Morphine might take away pain, but does it do more harm than good?
A soldier on the battlefield, a driver in a car accident, a nursing home resident taking a bad fall—all of these scenarios can lead to spinal cord injury as well as broken bones, contusions, lacerations and other painful wounds.
To alleviate some of the discomfort, health care providers might give morphine, but research at the Texas A&M Health Science Center shows that this might be the worst thing they can do.
Receiving morphine soon after a spinal cord injury can make things worse for future recovery, according to work done by Michelle Hook, Ph.D., assistant professor in the Department of Neuroscience and Experimental Therapeutics at the Texas A&M College of Medicine. She works with animal models of spinal cord injury, hoping to develop better treatments that could lead to better recovery.
“When we gave morphine soon after injury, we found that even a single dose reduced recovery in locomotive function, irrespective of how we administered the morphine,” Hook said. But when the morphine is given may be important.

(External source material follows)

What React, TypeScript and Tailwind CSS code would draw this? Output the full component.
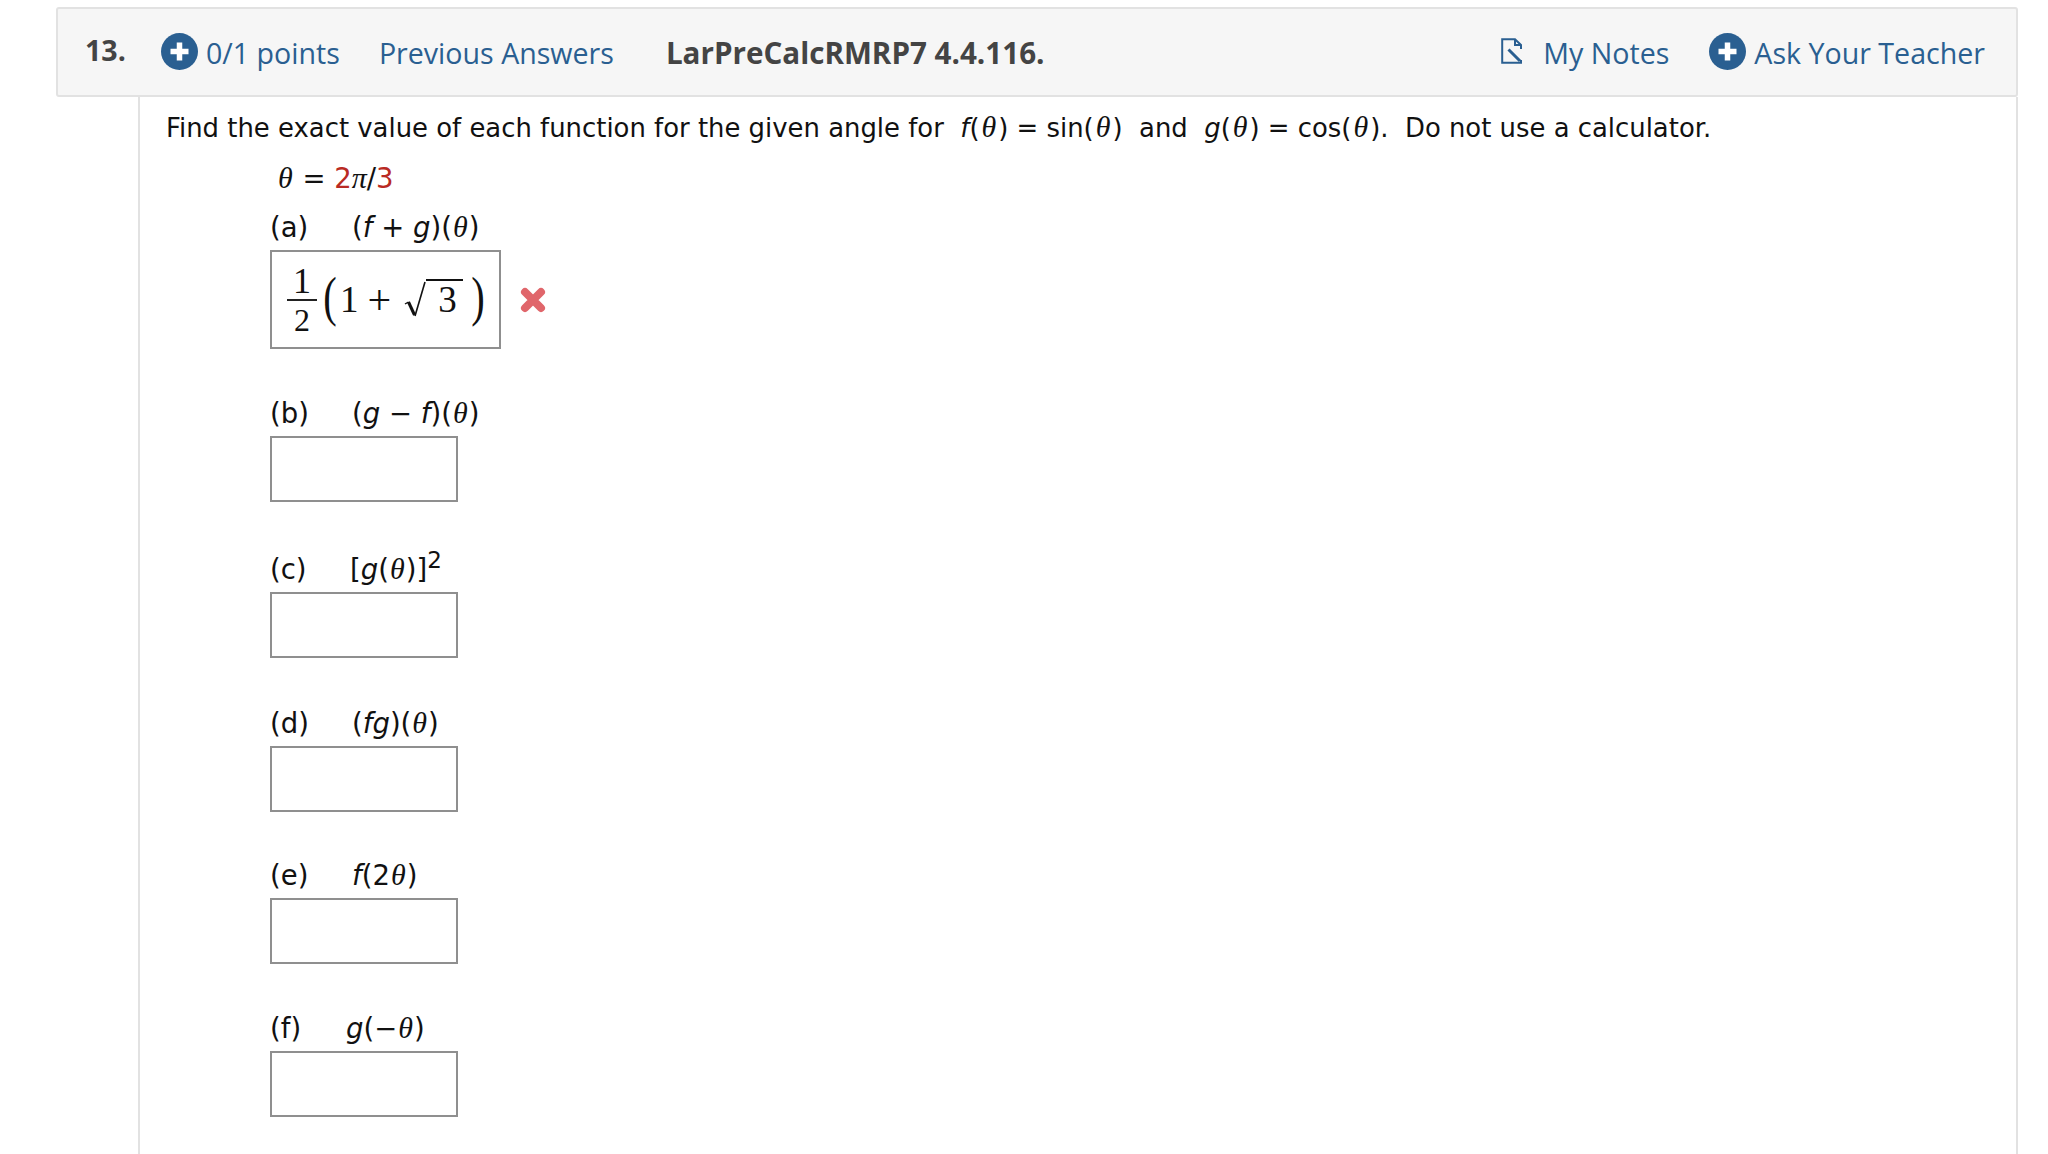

When patients are in the “chronic phase” of spinal cord injury—in other words, several months after the accident—morphine doesn’t undermine their recovery. On the other hand, if the drug is given soon after the injury occurs, there are major problems. “We all took it at face value that how it acted in the burn victim is how it acted in the spinally injured, and that’s just not the case.” Now, Hook wants to find out why that is and how to make morphine safe.
“Morphine is a mainstay pain treatment,” Hook said. “For some people, morphine is the only effective treatment that they have.” Therefore, simply discontinuing its use may not be an option, but by studying the molecular effects of morphine administration and working out exactly what is causing these adverse effects, she hopes to be able to stop them. “Ultimately we need to make morphine safe for the spinally injured,” Hook said.
Laboratory experiments have shown that morphine, in the right concentrations, can kill cells, and after an injury cells are much more vulnerable. Hook’s experiments show that morphine kills neurons—which are, of course, just a type of cell. Morphine doesn’t do any favors for supporting cells in the spinal cord, called astrocytes and microglia. “When you give morphine, a lot of them disappear,” she said. “It’s no wonder that you’d have decreased recovery of function.”
Hook and her team are now trying to determine, at a molecular level, what exactly is causing cell death. Right now, the prime suspect is something called the kappa opioid receptor, which morphine binds to. For some reason, after a spinal cord injury, the kappa opioid receptor is now located on microglia. This is a problem, because when they are activated, microglia can release cytokines, which themselves are cytotoxic, meaning they kill cells.
Although her work is done in animal models, Hook thinks some of the results can be applied to humans as well. “Looking at the images, I find it very hard to believe that it’s not detrimental in humans too,” she said.
Now that she’s almost figured out the pathway, Hook and her team are trying to develop a compound of some sort that could be given with morphine to alleviate some of the harmful effects. “I feel like we’re getting very close,” she said. “If successful, the results of these experiments have the potential to change clinical practice. The aim is to provide clinicians with a means for treating pain without fear of compromising recovery in the spinally injured, as well as in patients with other forms of inflammatory neurotrauma, such as traumatic brain injury.